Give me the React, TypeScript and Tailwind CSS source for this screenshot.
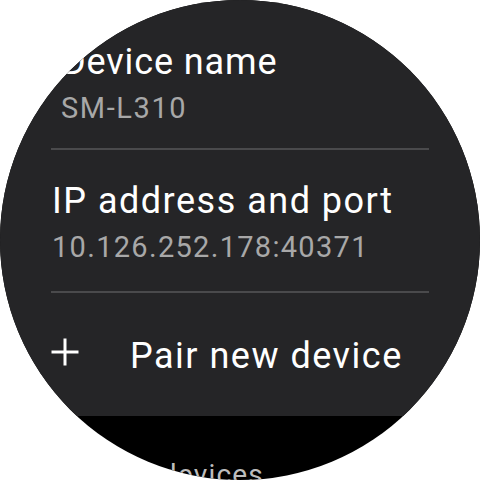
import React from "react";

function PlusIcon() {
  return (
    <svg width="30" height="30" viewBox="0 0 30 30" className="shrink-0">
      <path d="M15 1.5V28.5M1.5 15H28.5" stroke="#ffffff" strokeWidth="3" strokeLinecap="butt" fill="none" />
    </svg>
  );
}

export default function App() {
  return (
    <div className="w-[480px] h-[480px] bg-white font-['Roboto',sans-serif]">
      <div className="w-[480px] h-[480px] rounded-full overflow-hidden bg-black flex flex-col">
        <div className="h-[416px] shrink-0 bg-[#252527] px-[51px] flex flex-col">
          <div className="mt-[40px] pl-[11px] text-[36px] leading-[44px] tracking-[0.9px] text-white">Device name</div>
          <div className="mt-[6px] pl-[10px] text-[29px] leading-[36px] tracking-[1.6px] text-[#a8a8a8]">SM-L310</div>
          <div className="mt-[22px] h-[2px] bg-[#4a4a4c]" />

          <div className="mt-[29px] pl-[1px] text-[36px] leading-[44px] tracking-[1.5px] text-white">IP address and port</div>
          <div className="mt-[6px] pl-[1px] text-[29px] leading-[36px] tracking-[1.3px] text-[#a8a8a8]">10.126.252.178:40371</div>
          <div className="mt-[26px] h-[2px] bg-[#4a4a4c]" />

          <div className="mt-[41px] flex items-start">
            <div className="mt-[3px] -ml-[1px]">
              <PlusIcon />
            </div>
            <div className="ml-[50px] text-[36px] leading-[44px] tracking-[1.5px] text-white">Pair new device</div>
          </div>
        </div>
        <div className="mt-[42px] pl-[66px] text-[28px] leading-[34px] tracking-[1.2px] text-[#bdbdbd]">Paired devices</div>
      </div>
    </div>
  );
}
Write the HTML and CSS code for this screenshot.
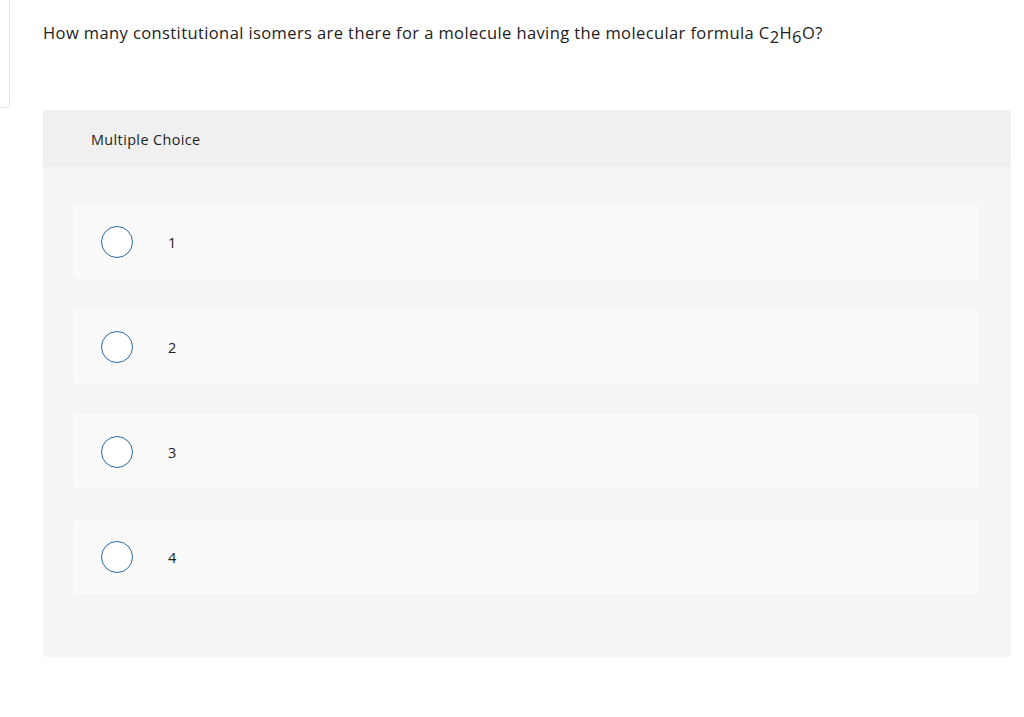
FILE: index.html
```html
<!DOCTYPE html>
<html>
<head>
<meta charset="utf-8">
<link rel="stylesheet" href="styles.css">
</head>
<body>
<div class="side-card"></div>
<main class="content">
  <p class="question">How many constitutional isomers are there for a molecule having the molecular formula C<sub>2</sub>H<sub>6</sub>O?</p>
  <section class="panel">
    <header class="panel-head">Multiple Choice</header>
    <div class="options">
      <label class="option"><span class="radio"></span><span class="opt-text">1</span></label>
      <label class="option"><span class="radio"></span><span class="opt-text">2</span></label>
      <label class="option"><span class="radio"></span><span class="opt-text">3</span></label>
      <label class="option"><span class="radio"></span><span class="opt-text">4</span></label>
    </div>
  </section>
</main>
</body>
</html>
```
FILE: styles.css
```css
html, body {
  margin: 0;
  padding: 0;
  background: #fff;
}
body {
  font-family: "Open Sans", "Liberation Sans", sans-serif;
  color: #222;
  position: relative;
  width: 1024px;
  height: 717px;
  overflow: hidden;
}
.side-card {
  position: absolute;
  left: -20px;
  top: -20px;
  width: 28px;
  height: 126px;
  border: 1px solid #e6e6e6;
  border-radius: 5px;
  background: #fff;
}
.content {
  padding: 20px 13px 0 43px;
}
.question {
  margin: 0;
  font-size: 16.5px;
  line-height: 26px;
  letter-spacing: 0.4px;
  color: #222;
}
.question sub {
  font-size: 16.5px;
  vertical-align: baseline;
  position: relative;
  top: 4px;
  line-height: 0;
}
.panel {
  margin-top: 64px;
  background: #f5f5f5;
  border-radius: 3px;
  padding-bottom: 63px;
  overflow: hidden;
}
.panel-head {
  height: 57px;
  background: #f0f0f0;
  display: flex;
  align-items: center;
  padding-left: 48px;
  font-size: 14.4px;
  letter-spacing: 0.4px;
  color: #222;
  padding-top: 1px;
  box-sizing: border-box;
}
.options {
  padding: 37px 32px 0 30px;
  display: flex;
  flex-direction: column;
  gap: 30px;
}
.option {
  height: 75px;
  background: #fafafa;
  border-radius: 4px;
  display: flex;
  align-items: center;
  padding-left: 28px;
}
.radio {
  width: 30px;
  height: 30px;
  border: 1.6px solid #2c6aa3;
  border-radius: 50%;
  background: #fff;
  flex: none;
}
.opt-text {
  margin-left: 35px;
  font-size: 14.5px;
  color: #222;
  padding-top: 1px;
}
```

» BRIEF: Quote the records above exactly, leaving out any pictures.

» IN RESPONSE:
Give me the React, TypeScript and Tailwind CSS source for this screenshot.
import React from "react";

function PlusIcon() {
  return (
    <svg width="30" height="30" viewBox="0 0 30 30" className="shrink-0">
      <path d="M15 1.5V28.5M1.5 15H28.5" stroke="#ffffff" strokeWidth="3" strokeLinecap="butt" fill="none" />
    </svg>
  );
}

export default function App() {
  return (
    <div className="w-[480px] h-[480px] bg-white font-['Roboto',sans-serif]">
      <div className="w-[480px] h-[480px] rounded-full overflow-hidden bg-black flex flex-col">
        <div className="h-[416px] shrink-0 bg-[#252527] px-[51px] flex flex-col">
          <div className="mt-[40px] pl-[11px] text-[36px] leading-[44px] tracking-[0.9px] text-white">Device name</div>
          <div className="mt-[6px] pl-[10px] text-[29px] leading-[36px] tracking-[1.6px] text-[#a8a8a8]">SM-L310</div>
          <div className="mt-[22px] h-[2px] bg-[#4a4a4c]" />

          <div className="mt-[29px] pl-[1px] text-[36px] leading-[44px] tracking-[1.5px] text-white">IP address and port</div>
          <div className="mt-[6px] pl-[1px] text-[29px] leading-[36px] tracking-[1.3px] text-[#a8a8a8]">10.126.252.178:40371</div>
          <div className="mt-[26px] h-[2px] bg-[#4a4a4c]" />

          <div className="mt-[41px] flex items-start">
            <div className="mt-[3px] -ml-[1px]">
              <PlusIcon />
            </div>
            <div className="ml-[50px] text-[36px] leading-[44px] tracking-[1.5px] text-white">Pair new device</div>
          </div>
        </div>
        <div className="mt-[42px] pl-[66px] text-[28px] leading-[34px] tracking-[1.2px] text-[#bdbdbd]">Paired devices</div>
      </div>
    </div>
  );
}
Write the HTML and CSS code for this screenshot.
FILE: index.html
```html
<!DOCTYPE html>
<html>
<head>
<meta charset="utf-8">
<link rel="stylesheet" href="styles.css">
</head>
<body>
<div class="side-card"></div>
<main class="content">
  <p class="question">How many constitutional isomers are there for a molecule having the molecular formula C<sub>2</sub>H<sub>6</sub>O?</p>
  <section class="panel">
    <header class="panel-head">Multiple Choice</header>
    <div class="options">
      <label class="option"><span class="radio"></span><span class="opt-text">1</span></label>
      <label class="option"><span class="radio"></span><span class="opt-text">2</span></label>
      <label class="option"><span class="radio"></span><span class="opt-text">3</span></label>
      <label class="option"><span class="radio"></span><span class="opt-text">4</span></label>
    </div>
  </section>
</main>
</body>
</html>
```
FILE: styles.css
```css
html, body {
  margin: 0;
  padding: 0;
  background: #fff;
}
body {
  font-family: "Open Sans", "Liberation Sans", sans-serif;
  color: #222;
  position: relative;
  width: 1024px;
  height: 717px;
  overflow: hidden;
}
.side-card {
  position: absolute;
  left: -20px;
  top: -20px;
  width: 28px;
  height: 126px;
  border: 1px solid #e6e6e6;
  border-radius: 5px;
  background: #fff;
}
.content {
  padding: 20px 13px 0 43px;
}
.question {
  margin: 0;
  font-size: 16.5px;
  line-height: 26px;
  letter-spacing: 0.4px;
  color: #222;
}
.question sub {
  font-size: 16.5px;
  vertical-align: baseline;
  position: relative;
  top: 4px;
  line-height: 0;
}
.panel {
  margin-top: 64px;
  background: #f5f5f5;
  border-radius: 3px;
  padding-bottom: 63px;
  overflow: hidden;
}
.panel-head {
  height: 57px;
  background: #f0f0f0;
  display: flex;
  align-items: center;
  padding-left: 48px;
  font-size: 14.4px;
  letter-spacing: 0.4px;
  color: #222;
  padding-top: 1px;
  box-sizing: border-box;
}
.options {
  padding: 37px 32px 0 30px;
  display: flex;
  flex-direction: column;
  gap: 30px;
}
.option {
  height: 75px;
  background: #fafafa;
  border-radius: 4px;
  display: flex;
  align-items: center;
  padding-left: 28px;
}
.radio {
  width: 30px;
  height: 30px;
  border: 1.6px solid #2c6aa3;
  border-radius: 50%;
  background: #fff;
  flex: none;
}
.opt-text {
  margin-left: 35px;
  font-size: 14.5px;
  color: #222;
  padding-top: 1px;
}
```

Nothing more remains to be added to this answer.